**EXERCISE AIM:**
From the first line of the data through the line containing "string; d: string;", return each line exactly.

**STORED DATA:**
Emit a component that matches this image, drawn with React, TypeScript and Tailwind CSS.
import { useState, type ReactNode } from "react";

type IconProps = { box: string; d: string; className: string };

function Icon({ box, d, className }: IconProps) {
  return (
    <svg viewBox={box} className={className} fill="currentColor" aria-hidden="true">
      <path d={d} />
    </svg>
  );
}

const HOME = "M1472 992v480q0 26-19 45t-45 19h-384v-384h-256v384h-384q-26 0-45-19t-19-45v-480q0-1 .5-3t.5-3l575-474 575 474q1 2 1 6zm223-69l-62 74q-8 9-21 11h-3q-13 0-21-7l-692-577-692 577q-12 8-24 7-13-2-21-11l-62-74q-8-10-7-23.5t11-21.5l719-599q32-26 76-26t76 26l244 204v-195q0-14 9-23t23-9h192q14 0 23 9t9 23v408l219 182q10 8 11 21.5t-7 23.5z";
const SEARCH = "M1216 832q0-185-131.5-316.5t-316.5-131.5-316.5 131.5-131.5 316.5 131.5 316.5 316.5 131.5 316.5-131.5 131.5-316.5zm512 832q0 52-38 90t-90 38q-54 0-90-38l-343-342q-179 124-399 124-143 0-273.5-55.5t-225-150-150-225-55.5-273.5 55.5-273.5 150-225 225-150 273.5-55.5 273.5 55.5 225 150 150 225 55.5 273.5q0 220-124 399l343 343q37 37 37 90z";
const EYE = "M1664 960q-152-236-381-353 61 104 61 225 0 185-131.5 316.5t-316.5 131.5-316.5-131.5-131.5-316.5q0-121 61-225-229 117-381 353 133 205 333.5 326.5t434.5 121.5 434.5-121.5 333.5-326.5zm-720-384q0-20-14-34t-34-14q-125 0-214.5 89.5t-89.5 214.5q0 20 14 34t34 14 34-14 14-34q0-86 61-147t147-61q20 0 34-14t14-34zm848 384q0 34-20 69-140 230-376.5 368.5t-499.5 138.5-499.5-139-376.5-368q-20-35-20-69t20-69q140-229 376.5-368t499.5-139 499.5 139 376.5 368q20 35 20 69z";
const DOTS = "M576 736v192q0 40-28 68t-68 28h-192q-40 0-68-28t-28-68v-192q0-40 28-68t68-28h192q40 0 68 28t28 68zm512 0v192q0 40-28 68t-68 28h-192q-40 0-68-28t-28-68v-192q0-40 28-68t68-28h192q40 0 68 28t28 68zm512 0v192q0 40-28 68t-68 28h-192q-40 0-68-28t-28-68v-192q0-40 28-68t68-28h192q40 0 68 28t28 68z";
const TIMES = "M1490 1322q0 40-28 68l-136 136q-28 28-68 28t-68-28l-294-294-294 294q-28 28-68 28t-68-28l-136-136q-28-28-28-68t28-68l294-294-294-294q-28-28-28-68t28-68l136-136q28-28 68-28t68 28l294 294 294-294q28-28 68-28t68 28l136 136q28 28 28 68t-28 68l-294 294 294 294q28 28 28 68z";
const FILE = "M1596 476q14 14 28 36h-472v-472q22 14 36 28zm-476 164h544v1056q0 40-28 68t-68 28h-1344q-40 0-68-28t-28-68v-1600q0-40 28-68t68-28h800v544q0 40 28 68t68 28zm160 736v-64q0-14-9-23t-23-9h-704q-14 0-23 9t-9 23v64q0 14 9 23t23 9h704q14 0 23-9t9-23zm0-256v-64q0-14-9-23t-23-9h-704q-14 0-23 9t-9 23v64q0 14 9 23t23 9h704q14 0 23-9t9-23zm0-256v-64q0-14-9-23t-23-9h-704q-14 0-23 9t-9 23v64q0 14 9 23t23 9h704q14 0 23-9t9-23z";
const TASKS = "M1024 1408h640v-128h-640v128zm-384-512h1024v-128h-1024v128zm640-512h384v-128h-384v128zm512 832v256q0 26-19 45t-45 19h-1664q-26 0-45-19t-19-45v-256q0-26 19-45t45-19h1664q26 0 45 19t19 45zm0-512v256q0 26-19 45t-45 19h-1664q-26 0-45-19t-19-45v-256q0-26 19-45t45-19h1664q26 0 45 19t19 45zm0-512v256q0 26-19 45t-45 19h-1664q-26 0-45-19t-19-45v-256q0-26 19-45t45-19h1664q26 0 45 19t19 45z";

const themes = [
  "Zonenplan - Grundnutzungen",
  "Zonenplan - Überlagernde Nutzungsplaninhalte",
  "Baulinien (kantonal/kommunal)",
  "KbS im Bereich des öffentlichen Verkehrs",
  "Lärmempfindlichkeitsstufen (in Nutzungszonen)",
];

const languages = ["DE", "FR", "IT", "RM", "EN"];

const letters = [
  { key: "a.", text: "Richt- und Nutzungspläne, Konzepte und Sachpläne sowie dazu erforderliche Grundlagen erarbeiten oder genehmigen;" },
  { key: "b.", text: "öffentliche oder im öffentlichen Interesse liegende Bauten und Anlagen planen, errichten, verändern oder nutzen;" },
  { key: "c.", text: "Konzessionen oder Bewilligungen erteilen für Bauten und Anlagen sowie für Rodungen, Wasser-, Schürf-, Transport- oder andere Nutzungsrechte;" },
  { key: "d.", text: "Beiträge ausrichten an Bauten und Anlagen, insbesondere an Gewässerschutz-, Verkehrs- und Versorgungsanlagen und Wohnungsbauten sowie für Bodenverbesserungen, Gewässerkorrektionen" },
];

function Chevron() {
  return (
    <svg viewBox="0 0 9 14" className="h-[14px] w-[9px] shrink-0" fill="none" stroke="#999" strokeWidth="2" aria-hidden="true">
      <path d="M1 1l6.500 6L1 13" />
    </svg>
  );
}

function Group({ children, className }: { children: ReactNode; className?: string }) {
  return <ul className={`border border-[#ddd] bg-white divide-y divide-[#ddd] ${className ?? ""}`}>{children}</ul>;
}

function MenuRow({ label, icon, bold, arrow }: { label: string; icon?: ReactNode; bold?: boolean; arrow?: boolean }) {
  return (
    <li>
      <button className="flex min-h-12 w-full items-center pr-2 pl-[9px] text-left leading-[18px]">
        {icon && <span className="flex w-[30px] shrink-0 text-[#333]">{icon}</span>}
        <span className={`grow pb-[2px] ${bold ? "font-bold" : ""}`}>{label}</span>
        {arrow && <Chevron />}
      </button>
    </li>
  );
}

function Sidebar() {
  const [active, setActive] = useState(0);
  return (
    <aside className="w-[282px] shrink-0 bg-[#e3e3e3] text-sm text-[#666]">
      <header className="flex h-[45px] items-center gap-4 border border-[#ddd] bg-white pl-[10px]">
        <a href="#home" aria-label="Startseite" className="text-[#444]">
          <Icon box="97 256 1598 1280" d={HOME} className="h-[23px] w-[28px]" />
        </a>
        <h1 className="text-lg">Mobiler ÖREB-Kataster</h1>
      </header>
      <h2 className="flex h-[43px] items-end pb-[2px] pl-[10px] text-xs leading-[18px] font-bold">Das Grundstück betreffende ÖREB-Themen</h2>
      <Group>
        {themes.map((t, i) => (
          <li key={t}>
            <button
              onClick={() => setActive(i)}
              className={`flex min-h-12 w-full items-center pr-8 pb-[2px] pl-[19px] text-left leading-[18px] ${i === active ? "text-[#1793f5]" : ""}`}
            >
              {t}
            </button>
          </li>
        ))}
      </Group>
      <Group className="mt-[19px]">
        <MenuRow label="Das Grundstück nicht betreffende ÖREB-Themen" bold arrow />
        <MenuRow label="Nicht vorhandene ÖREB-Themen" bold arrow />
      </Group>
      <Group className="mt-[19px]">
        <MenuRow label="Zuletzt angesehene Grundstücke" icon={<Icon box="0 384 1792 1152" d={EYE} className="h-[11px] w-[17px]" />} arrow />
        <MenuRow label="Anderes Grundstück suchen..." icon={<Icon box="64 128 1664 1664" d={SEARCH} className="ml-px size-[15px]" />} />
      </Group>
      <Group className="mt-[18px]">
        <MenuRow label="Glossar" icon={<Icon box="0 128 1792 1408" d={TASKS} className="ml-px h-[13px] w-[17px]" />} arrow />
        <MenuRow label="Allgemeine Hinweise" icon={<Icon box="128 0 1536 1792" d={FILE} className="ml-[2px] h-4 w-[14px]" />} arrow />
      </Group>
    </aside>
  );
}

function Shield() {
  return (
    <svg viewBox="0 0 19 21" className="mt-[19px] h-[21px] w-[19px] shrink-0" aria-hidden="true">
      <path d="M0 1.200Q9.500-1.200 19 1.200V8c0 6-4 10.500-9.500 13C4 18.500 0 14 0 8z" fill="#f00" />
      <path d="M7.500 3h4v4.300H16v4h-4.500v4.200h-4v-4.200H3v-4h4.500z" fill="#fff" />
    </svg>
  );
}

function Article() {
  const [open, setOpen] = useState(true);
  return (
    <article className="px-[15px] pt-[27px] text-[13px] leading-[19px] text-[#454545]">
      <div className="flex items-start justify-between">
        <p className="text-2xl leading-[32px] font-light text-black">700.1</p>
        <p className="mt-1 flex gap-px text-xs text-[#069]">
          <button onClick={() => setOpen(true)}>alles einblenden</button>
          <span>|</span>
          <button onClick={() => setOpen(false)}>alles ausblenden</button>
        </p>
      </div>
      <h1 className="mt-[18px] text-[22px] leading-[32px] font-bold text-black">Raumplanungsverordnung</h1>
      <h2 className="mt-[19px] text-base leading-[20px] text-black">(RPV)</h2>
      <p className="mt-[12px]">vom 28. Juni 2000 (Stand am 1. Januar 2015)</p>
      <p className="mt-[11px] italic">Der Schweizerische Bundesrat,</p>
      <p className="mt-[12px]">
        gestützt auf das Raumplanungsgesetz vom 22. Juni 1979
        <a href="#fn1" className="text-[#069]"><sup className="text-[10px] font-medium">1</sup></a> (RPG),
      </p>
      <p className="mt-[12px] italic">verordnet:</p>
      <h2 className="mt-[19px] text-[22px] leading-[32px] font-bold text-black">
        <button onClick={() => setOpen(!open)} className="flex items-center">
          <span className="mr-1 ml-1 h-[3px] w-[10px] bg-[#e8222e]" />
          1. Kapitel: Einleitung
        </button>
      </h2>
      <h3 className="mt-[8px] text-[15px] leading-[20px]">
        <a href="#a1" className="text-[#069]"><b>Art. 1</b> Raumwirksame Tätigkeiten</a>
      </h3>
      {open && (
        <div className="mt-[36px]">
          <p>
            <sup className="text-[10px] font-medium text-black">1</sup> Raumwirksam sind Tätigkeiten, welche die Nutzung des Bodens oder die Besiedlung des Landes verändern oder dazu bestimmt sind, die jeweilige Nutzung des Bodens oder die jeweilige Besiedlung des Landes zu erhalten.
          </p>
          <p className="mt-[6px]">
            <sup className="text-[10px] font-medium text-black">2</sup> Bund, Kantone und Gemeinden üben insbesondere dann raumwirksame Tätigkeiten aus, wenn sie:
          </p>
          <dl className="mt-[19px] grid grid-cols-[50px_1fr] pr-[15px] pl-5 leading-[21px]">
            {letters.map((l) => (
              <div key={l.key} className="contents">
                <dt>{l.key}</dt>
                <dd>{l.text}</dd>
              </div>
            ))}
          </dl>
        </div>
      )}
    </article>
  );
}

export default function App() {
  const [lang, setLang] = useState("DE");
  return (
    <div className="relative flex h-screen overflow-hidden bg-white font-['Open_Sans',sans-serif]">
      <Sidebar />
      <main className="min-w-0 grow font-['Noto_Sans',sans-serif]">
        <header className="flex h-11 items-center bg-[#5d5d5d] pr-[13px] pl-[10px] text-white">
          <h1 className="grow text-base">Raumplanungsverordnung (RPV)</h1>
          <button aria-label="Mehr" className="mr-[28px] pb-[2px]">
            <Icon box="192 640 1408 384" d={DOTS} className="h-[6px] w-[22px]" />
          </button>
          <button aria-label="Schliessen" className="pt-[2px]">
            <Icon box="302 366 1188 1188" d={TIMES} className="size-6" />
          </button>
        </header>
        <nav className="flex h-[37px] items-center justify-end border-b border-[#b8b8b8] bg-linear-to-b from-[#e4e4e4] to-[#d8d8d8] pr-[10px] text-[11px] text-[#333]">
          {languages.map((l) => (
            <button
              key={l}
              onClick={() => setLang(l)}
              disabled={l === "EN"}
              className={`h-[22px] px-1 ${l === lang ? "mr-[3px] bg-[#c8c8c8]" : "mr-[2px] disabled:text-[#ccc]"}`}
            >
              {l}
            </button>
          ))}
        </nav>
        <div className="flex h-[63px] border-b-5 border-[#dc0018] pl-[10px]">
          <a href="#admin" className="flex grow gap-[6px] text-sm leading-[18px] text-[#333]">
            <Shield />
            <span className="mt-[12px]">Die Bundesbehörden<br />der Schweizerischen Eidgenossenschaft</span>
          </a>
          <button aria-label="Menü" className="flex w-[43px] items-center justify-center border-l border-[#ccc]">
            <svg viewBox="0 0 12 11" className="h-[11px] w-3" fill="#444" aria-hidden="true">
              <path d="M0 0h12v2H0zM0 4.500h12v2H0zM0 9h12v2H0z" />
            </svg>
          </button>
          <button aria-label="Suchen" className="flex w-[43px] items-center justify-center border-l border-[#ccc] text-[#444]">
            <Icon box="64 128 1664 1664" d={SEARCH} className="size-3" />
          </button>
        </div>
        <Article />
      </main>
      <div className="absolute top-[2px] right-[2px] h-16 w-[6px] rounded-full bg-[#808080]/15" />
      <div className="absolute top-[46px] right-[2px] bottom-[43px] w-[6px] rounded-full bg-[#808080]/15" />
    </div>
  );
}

**OUTPUT OF THE TASK:**
Emit a component that matches this image, drawn with React, TypeScript and Tailwind CSS.
import { useState, type ReactNode } from "react";

type IconProps = { box: string; d: string; className: string };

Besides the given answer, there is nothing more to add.